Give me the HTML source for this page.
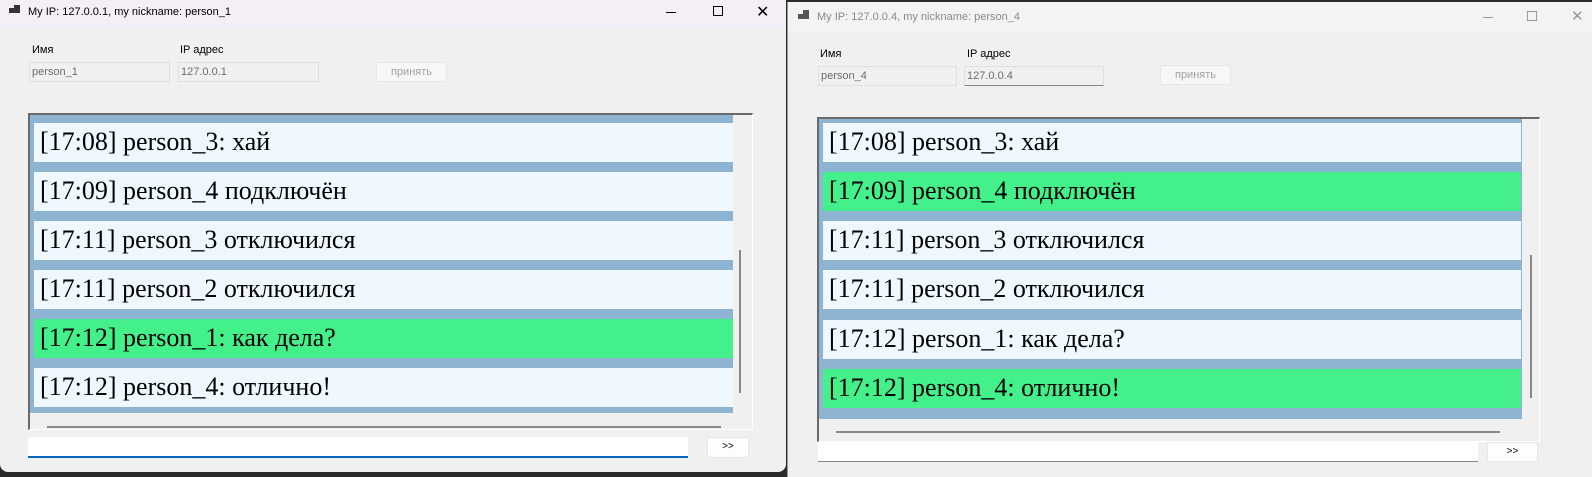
<!DOCTYPE html>
<html><head><meta charset="utf-8"><style>
*{margin:0;padding:0;box-sizing:border-box}
body{width:1592px;height:477px;position:relative;overflow:hidden;background:#2b2b2b;font-family:"Liberation Sans","DejaVu Sans",sans-serif}
.abs{position:absolute}
.win{position:absolute;background:#f0f0f0;overflow:hidden}
.lbl{position:absolute;font-size:11px;color:#000}
.inp{position:absolute;height:20px;border:1px solid #e0e0e0;background:#f0f0f0;font-size:11px;color:#6d6d6d;padding:3px 2px}
.btn{position:absolute;border:1px solid #e6e6e6;background:#f7f7f7;border-radius:3px;font-size:11px;color:#a0a0a0;text-align:center;line-height:18px}
.row{position:absolute;height:39px;background:#eef8fe;font-family:"Liberation Serif",serif;font-size:26px;line-height:38px;padding-left:6px;color:#000;white-space:nowrap;overflow:hidden}
.g{background:#44f08a}
</style></head><body>
<!-- left window -->
<div class="win" style="left:0;top:0;width:786px;height:472px;border-radius:0 0 8px 8px">
 <div class="abs" style="left:0;top:0;width:786px;height:28px;background:#f4eff7"></div>
 <div class="abs" style="left:9px;top:8px;width:5px;height:5px;background:#333"></div>
 <div class="abs" style="left:14px;top:5px;width:6px;height:8px;background:#333"></div>
 <div class="abs" style="left:28px;top:6px;font-size:11px;color:#000">My IP: 127.0.0.1, my nickname: person_1</div>
 <div class="abs" style="left:666px;top:12px;width:10px;height:1px;background:#000"></div>
 <div class="abs" style="left:713px;top:6px;width:10px;height:10px;border:1px solid #000"></div>
 <div class="abs" style="left:756px;top:2px;font-size:16px;color:#000">✕</div>
 <div class="lbl" style="left:32px;top:44px">Имя</div>
 <div class="lbl" style="left:180px;top:44px">IP адрес</div>
 <div class="inp" style="left:29px;top:62px;width:141px">person_1</div>
 <div class="inp" style="left:178px;top:62px;width:141px">127.0.0.1</div>
 <div class="btn" style="left:376px;top:62px;width:71px;height:20px">принять</div>
 <div class="abs" style="left:28px;top:113px;width:725px;height:317px;border-left:2px solid #6a6a6a;border-top:2px solid #6a6a6a;border-right:1px solid #fff;border-bottom:1px solid #fff;background:#f0f0f0"></div>
 <div class="abs" style="left:30px;top:115px;width:703px;height:298px;background:#8eb4d4"></div>
 <div class="row" style="left:34px;top:123px;width:699px">[17:08] person_3: хай</div>
 <div class="row" style="left:34px;top:172px;width:699px">[17:09] person_4 подключён</div>
 <div class="row" style="left:34px;top:221px;width:699px">[17:11] person_3 отключился</div>
 <div class="row" style="left:34px;top:270px;width:699px">[17:11] person_2 отключился</div>
 <div class="row g" style="left:34px;top:319px;width:699px">[17:12] person_1: как дела?</div>
 <div class="row" style="left:34px;top:368px;width:699px">[17:12] person_4: отлично!</div>
 <div class="abs" style="left:739px;top:250px;width:2px;height:143px;background:#888"></div>
 <div class="abs" style="left:47px;top:426px;width:674px;height:2px;background:#888"></div>
 <div class="abs" style="left:28px;top:437px;width:660px;height:21px;background:#fff;border-bottom:2px solid #0067c0"></div>
 <div class="btn" style="left:707px;top:437px;width:42px;height:21px;background:#fdfdfd;color:#000;font-size:10px">&gt;&gt;</div>
</div>
<!-- right window -->
<div class="win" style="left:787px;top:2px;width:805px;height:475px;border-left:1px solid #999">
 <div class="abs" style="left:0;top:0;width:805px;height:30px;background:#f3f3f3"></div>
 <div class="abs" style="left:10px;top:12px;width:5px;height:5px;background:#555"></div>
 <div class="abs" style="left:15px;top:8px;width:6px;height:9px;background:#555"></div>
 <div class="abs" style="left:29px;top:9px;font-size:11px;color:#8a8a8a">My IP: 127.0.0.4, my nickname: person_4</div>
 <div class="abs" style="left:695px;top:15px;width:10px;height:1px;background:#999"></div>
 <div class="abs" style="left:739px;top:9px;width:10px;height:10px;border:1px solid #999"></div>
 <div class="abs" style="left:783px;top:5px;font-size:15px;color:#999">✕</div>
 <div class="lbl" style="left:32px;top:46px">Имя</div>
 <div class="lbl" style="left:179px;top:46px">IP адрес</div>
 <div class="inp" style="left:30px;top:64px;width:139px">person_4</div>
 <div class="inp" style="left:176px;top:64px;width:140px;border-bottom:1px solid #888">127.0.0.4</div>
 <div class="btn" style="left:372px;top:63px;width:71px;height:20px">принять</div>
 <div class="abs" style="left:29px;top:115px;width:723px;height:325px;border-left:2px solid #6a6a6a;border-top:2px solid #6a6a6a;border-right:1px solid #fff;border-bottom:1px solid #fff;background:#f0f0f0"></div>
 <div class="abs" style="left:31px;top:117px;width:703px;height:300px;background:#8eb4d4"></div>
 <div class="row" style="left:35px;top:121px;width:698px">[17:08] person_3: хай</div>
 <div class="row g" style="left:35px;top:170px;width:698px">[17:09] person_4 подключён</div>
 <div class="row" style="left:35px;top:219px;width:698px">[17:11] person_3 отключился</div>
 <div class="row" style="left:35px;top:268px;width:698px">[17:11] person_2 отключился</div>
 <div class="row" style="left:35px;top:318px;width:698px">[17:12] person_1: как дела?</div>
 <div class="row g" style="left:35px;top:367px;width:698px">[17:12] person_4: отлично!</div>
 <div class="abs" style="left:742px;top:253px;width:2px;height:143px;background:#888"></div>
 <div class="abs" style="left:48px;top:429px;width:664px;height:2px;background:#888"></div>
 <div class="abs" style="left:30px;top:440px;width:660px;height:20px;background:#fff;border-bottom:1px solid #888"></div>
 <div class="btn" style="left:699px;top:440px;width:51px;height:20px;background:#fdfdfd;color:#000;font-size:10px">&gt;&gt;</div>
</div>
</body></html>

|---|

Reproduce the material in full, word for word, and omit the pictures.

**RESULT BELOW:**
Give me the HTML source for this page.
<!DOCTYPE html>
<html><head><meta charset="utf-8"><style>
*{margin:0;padding:0;box-sizing:border-box}
body{width:1592px;height:477px;position:relative;overflow:hidden;background:#2b2b2b;font-family:"Liberation Sans","DejaVu Sans",sans-serif}
.abs{position:absolute}
.win{position:absolute;background:#f0f0f0;overflow:hidden}
.lbl{position:absolute;font-size:11px;color:#000}
.inp{position:absolute;height:20px;border:1px solid #e0e0e0;background:#f0f0f0;font-size:11px;color:#6d6d6d;padding:3px 2px}
.btn{position:absolute;border:1px solid #e6e6e6;background:#f7f7f7;border-radius:3px;font-size:11px;color:#a0a0a0;text-align:center;line-height:18px}
.row{position:absolute;height:39px;background:#eef8fe;font-family:"Liberation Serif",serif;font-size:26px;line-height:38px;padding-left:6px;color:#000;white-space:nowrap;overflow:hidden}
.g{background:#44f08a}
</style></head><body>
<!-- left window -->
<div class="win" style="left:0;top:0;width:786px;height:472px;border-radius:0 0 8px 8px">
 <div class="abs" style="left:0;top:0;width:786px;height:28px;background:#f4eff7"></div>
 <div class="abs" style="left:9px;top:8px;width:5px;height:5px;background:#333"></div>
 <div class="abs" style="left:14px;top:5px;width:6px;height:8px;background:#333"></div>
 <div class="abs" style="left:28px;top:6px;font-size:11px;color:#000">My IP: 127.0.0.1, my nickname: person_1</div>
 <div class="abs" style="left:666px;top:12px;width:10px;height:1px;background:#000"></div>
 <div class="abs" style="left:713px;top:6px;width:10px;height:10px;border:1px solid #000"></div>
 <div class="abs" style="left:756px;top:2px;font-size:16px;color:#000">✕</div>
 <div class="lbl" style="left:32px;top:44px">Имя</div>
 <div class="lbl" style="left:180px;top:44px">IP адрес</div>
 <div class="inp" style="left:29px;top:62px;width:141px">person_1</div>
 <div class="inp" style="left:178px;top:62px;width:141px">127.0.0.1</div>
 <div class="btn" style="left:376px;top:62px;width:71px;height:20px">принять</div>
 <div class="abs" style="left:28px;top:113px;width:725px;height:317px;border-left:2px solid #6a6a6a;border-top:2px solid #6a6a6a;border-right:1px solid #fff;border-bottom:1px solid #fff;background:#f0f0f0"></div>
 <div class="abs" style="left:30px;top:115px;width:703px;height:298px;background:#8eb4d4"></div>
 <div class="row" style="left:34px;top:123px;width:699px">[17:08] person_3: хай</div>
 <div class="row" style="left:34px;top:172px;width:699px">[17:09] person_4 подключён</div>
 <div class="row" style="left:34px;top:221px;width:699px">[17:11] person_3 отключился</div>
 <div class="row" style="left:34px;top:270px;width:699px">[17:11] person_2 отключился</div>
 <div class="row g" style="left:34px;top:319px;width:699px">[17:12] person_1: как дела?</div>
 <div class="row" style="left:34px;top:368px;width:699px">[17:12] person_4: отлично!</div>
 <div class="abs" style="left:739px;top:250px;width:2px;height:143px;background:#888"></div>
 <div class="abs" style="left:47px;top:426px;width:674px;height:2px;background:#888"></div>
 <div class="abs" style="left:28px;top:437px;width:660px;height:21px;background:#fff;border-bottom:2px solid #0067c0"></div>
 <div class="btn" style="left:707px;top:437px;width:42px;height:21px;background:#fdfdfd;color:#000;font-size:10px">&gt;&gt;</div>
</div>
<!-- right window -->
<div class="win" style="left:787px;top:2px;width:805px;height:475px;border-left:1px solid #999">
 <div class="abs" style="left:0;top:0;width:805px;height:30px;background:#f3f3f3"></div>
 <div class="abs" style="left:10px;top:12px;width:5px;height:5px;background:#555"></div>
 <div class="abs" style="left:15px;top:8px;width:6px;height:9px;background:#555"></div>
 <div class="abs" style="left:29px;top:9px;font-size:11px;color:#8a8a8a">My IP: 127.0.0.4, my nickname: person_4</div>
 <div class="abs" style="left:695px;top:15px;width:10px;height:1px;background:#999"></div>
 <div class="abs" style="left:739px;top:9px;width:10px;height:10px;border:1px solid #999"></div>
 <div class="abs" style="left:783px;top:5px;font-size:15px;color:#999">✕</div>
 <div class="lbl" style="left:32px;top:46px">Имя</div>
 <div class="lbl" style="left:179px;top:46px">IP адрес</div>
 <div class="inp" style="left:30px;top:64px;width:139px">person_4</div>
 <div class="inp" style="left:176px;top:64px;width:140px;border-bottom:1px solid #888">127.0.0.4</div>
 <div class="btn" style="left:372px;top:63px;width:71px;height:20px">принять</div>
 <div class="abs" style="left:29px;top:115px;width:723px;height:325px;border-left:2px solid #6a6a6a;border-top:2px solid #6a6a6a;border-right:1px solid #fff;border-bottom:1px solid #fff;background:#f0f0f0"></div>
 <div class="abs" style="left:31px;top:117px;width:703px;height:300px;background:#8eb4d4"></div>
 <div class="row" style="left:35px;top:121px;width:698px">[17:08] person_3: хай</div>
 <div class="row g" style="left:35px;top:170px;width:698px">[17:09] person_4 подключён</div>
 <div class="row" style="left:35px;top:219px;width:698px">[17:11] person_3 отключился</div>
 <div class="row" style="left:35px;top:268px;width:698px">[17:11] person_2 отключился</div>
 <div class="row" style="left:35px;top:318px;width:698px">[17:12] person_1: как дела?</div>
 <div class="row g" style="left:35px;top:367px;width:698px">[17:12] person_4: отлично!</div>
 <div class="abs" style="left:742px;top:253px;width:2px;height:143px;background:#888"></div>
 <div class="abs" style="left:48px;top:429px;width:664px;height:2px;background:#888"></div>
 <div class="abs" style="left:30px;top:440px;width:660px;height:20px;background:#fff;border-bottom:1px solid #888"></div>
 <div class="btn" style="left:699px;top:440px;width:51px;height:20px;background:#fdfdfd;color:#000;font-size:10px">&gt;&gt;</div>
</div>
</body></html>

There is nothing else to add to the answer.